DATASET CONTENT —
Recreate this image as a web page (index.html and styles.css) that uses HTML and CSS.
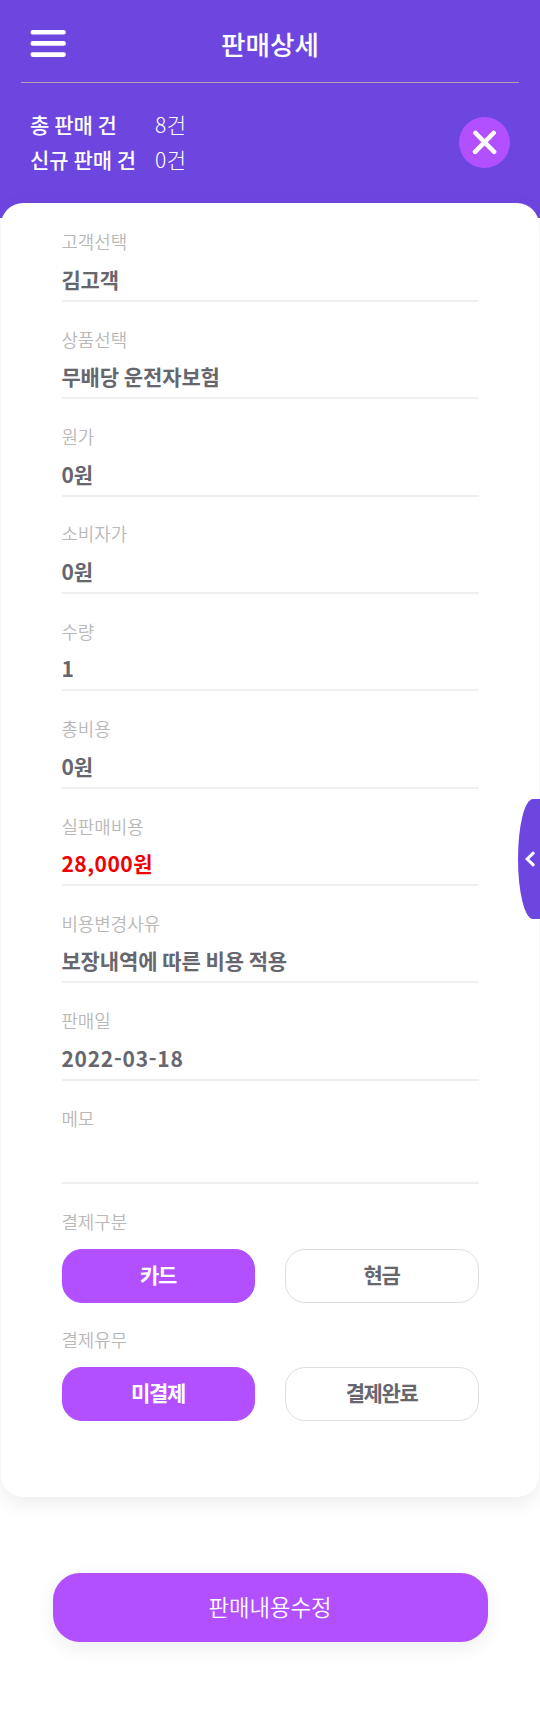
FILE: index.html
```html
<!DOCTYPE html>
<html lang="ko">
<head>
  <meta charset="UTF-8">
  <meta name="viewport" content="width=device-width, initial-scale=1.0">
  <title>판매상세</title>
  <link rel="stylesheet" href="styles.css">
</head>
<body>

  <!-- 상단 -->
  <header class="header">
    <div class="top-bar">
      <button class="menu-btn" type="button" aria-label="메뉴">
        <svg width="36" height="28" viewBox="0 0 36 28">
          <path d="M2.8 2.3H33.6M2.8 13.4H33.6M2.8 24.6H33.6" />
        </svg>
      </button>
      <h1 class="title">판매상세</h1>
    </div>
    <div class="summary">
      <dl class="counts">
        <dt>총 판매 건</dt><dd>8건</dd>
        <dt>신규 판매 건</dt><dd>0건</dd>
      </dl>
      <button class="close-btn" type="button" aria-label="닫기">
        <svg width="25" height="25" viewBox="0 0 25 25">
          <path d="M3.5 3L22.1 21.8M21.6 3L3.1 21.8" />
        </svg>
      </button>
    </div>
  </header>

  <!-- 판매 내용 -->
  <main class="card">
    <div class="field"><div class="label">고객선택</div><div class="value">김고객</div></div>
    <div class="field"><div class="label">상품선택</div><div class="value">무배당 운전자보험</div></div>
    <div class="field"><div class="label">원가</div><div class="value">0원</div></div>
    <div class="field"><div class="label">소비자가</div><div class="value">0원</div></div>
    <div class="field"><div class="label">수량</div><div class="value">1</div></div>
    <div class="field"><div class="label">총비용</div><div class="value">0원</div></div>
    <div class="field"><div class="label">실판매비용</div><div class="value red"><span class="num">28,000</span>원</div></div>
    <div class="field"><div class="label">비용변경사유</div><div class="value">보장내역에 따른 비용 적용</div></div>
    <div class="field"><div class="label">판매일</div><div class="value date">2022-03-18</div></div>
    <div class="field memo"><div class="label">메모</div></div>

    <div class="choice">
      <div class="label">결제구분</div>
      <div class="options">
        <button class="option on" type="button">카드</button>
        <button class="option" type="button">현금</button>
      </div>
    </div>
    <div class="choice">
      <div class="label">결제유무</div>
      <div class="options">
        <button class="option on" type="button">미결제</button>
        <button class="option" type="button">결제완료</button>
      </div>
    </div>
  </main>

  <button class="submit" type="button">판매내용수정</button>

  <!-- 오른쪽 탭 -->
  <button class="side-tab" type="button" aria-label="열기">
    <svg width="10" height="16" viewBox="0 0 10 16">
      <path d="M8.2 2.2L2.2 8L8.2 13.8" />
    </svg>
  </button>

</body>
</html>
```

FILE: styles.css
```css
:root {
  --main: #6d46e0;
  --point: #b250ff;
  --text: #66666e;
  --label: #b8b8b8;
  --line: #efefef;
}

* {
  box-sizing: border-box;
}

body {
  position: relative;
  margin: 0;
  min-height: 1717px;
  background: #fff;
  color: var(--text);
  font-family: "Noto Sans CJK KR", "Noto Sans", sans-serif;
}

button {
  padding: 0;
  border: none;
  background: none;
  font-family: inherit;
  cursor: pointer;
}

svg {
  display: block;
  fill: none;
  stroke: #fff;
  stroke-width: 4.6;
  stroke-linecap: round;
}

.header {
  height: 218px;
  padding: 0 21px;
  background: var(--main);
  color: #fff;
}

.top-bar {
  display: grid;
  grid-template-columns: 36px 1fr 36px;
  align-items: center;
  height: 83px;
  padding: 5px 9px 0;
  border-bottom: 1px solid #aea6b4;
}

.title {
  margin: 0;
  font-size: 26.6px;
  font-weight: 500;
  line-height: 40px;
  text-align: center;
}

.summary {
  display: flex;
  justify-content: space-between;
  padding: 24px 9px 0;
}

.counts {
  display: grid;
  grid-template-columns: 125px auto;
  margin: 0;
  font-size: 21px;
  line-height: 35px;
}

.counts dt {
  font-weight: 500;
  letter-spacing: -0.1px;
  word-spacing: -0.8px;
}

.counts dd {
  margin: 0;
  font-weight: 300;
  letter-spacing: 0.6px;
}

.close-btn {
  display: flex;
  align-items: center;
  justify-content: center;
  width: 51px;
  height: 51px;
  margin-top: 10px;
  border-radius: 50%;
  background: var(--point);
}

.card {
  position: relative;
  height: 1294px;
  margin: -15px 1px 0;
  padding: 1.6px 60px 0 61px;
  border-radius: 22px;
  background: #fff;
  box-shadow: 0 6px 20px rgba(0, 0, 0, 0.08);
}

.field {
  height: 97.36px;
  padding-top: 25.8px;
  border-bottom: 2px solid var(--line);
}

.memo {
  height: 103px;
}

.label {
  margin-left: -0.6px;
  color: var(--label);
  font-size: 17.9px;
  font-weight: 350;
  line-height: 22px;
}

.value {
  margin: 11.4px 0 0 -0.6px;
  font-size: 21px;
  font-weight: 700;
  letter-spacing: -0.13px;
  word-spacing: -0.9px;
  line-height: 30px;
}

.num {
  letter-spacing: 0.5px;
}

.date {
  letter-spacing: 0.75px;
}

.red {
  color: #f00000;
}

.choice {
  height: 118px;
  padding-top: 26.5px;
}

.options {
  display: grid;
  grid-template-columns: 193px 1fr;
  gap: 30px;
  margin-top: 16.5px;
}

.option {
  height: 54px;
  padding: 0 1px 3px 0;
  border: 1px solid #dedede;
  border-radius: 20px;
  color: var(--text);
  font-size: 21px;
  font-weight: 700;
  letter-spacing: -1.4px;
}

.option.on {
  border-color: var(--point);
  background: var(--point);
  color: #fff;
}

.submit {
  display: block;
  width: 435px;
  height: 69px;
  margin: 76px 0 0 53px;
  padding: 0 1px 4px 0;
  border-radius: 27px;
  background: var(--point);
  box-shadow: 0 6px 20px rgba(0, 0, 0, 0.07);
  color: #fff;
  font-size: 22.3px;
  font-weight: 350;
}

.side-tab {
  position: absolute;
  top: 799px;
  right: 0;
  display: flex;
  align-items: center;
  width: 22px;
  height: 120px;
  padding-left: 7px;
  border-radius: 15px 0 0 15px / 60px 0 0 60px;
  background: var(--main);
}

.side-tab svg {
  stroke-width: 3;
}
```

EXERCISE REQUIREMENTS — Return each line of the listing that holds the string "index".

SOLUTION TO THIS PROBLEM —
Recreate this image as a web page (index.html and styles.css) that uses HTML and CSS.
FILE: index.html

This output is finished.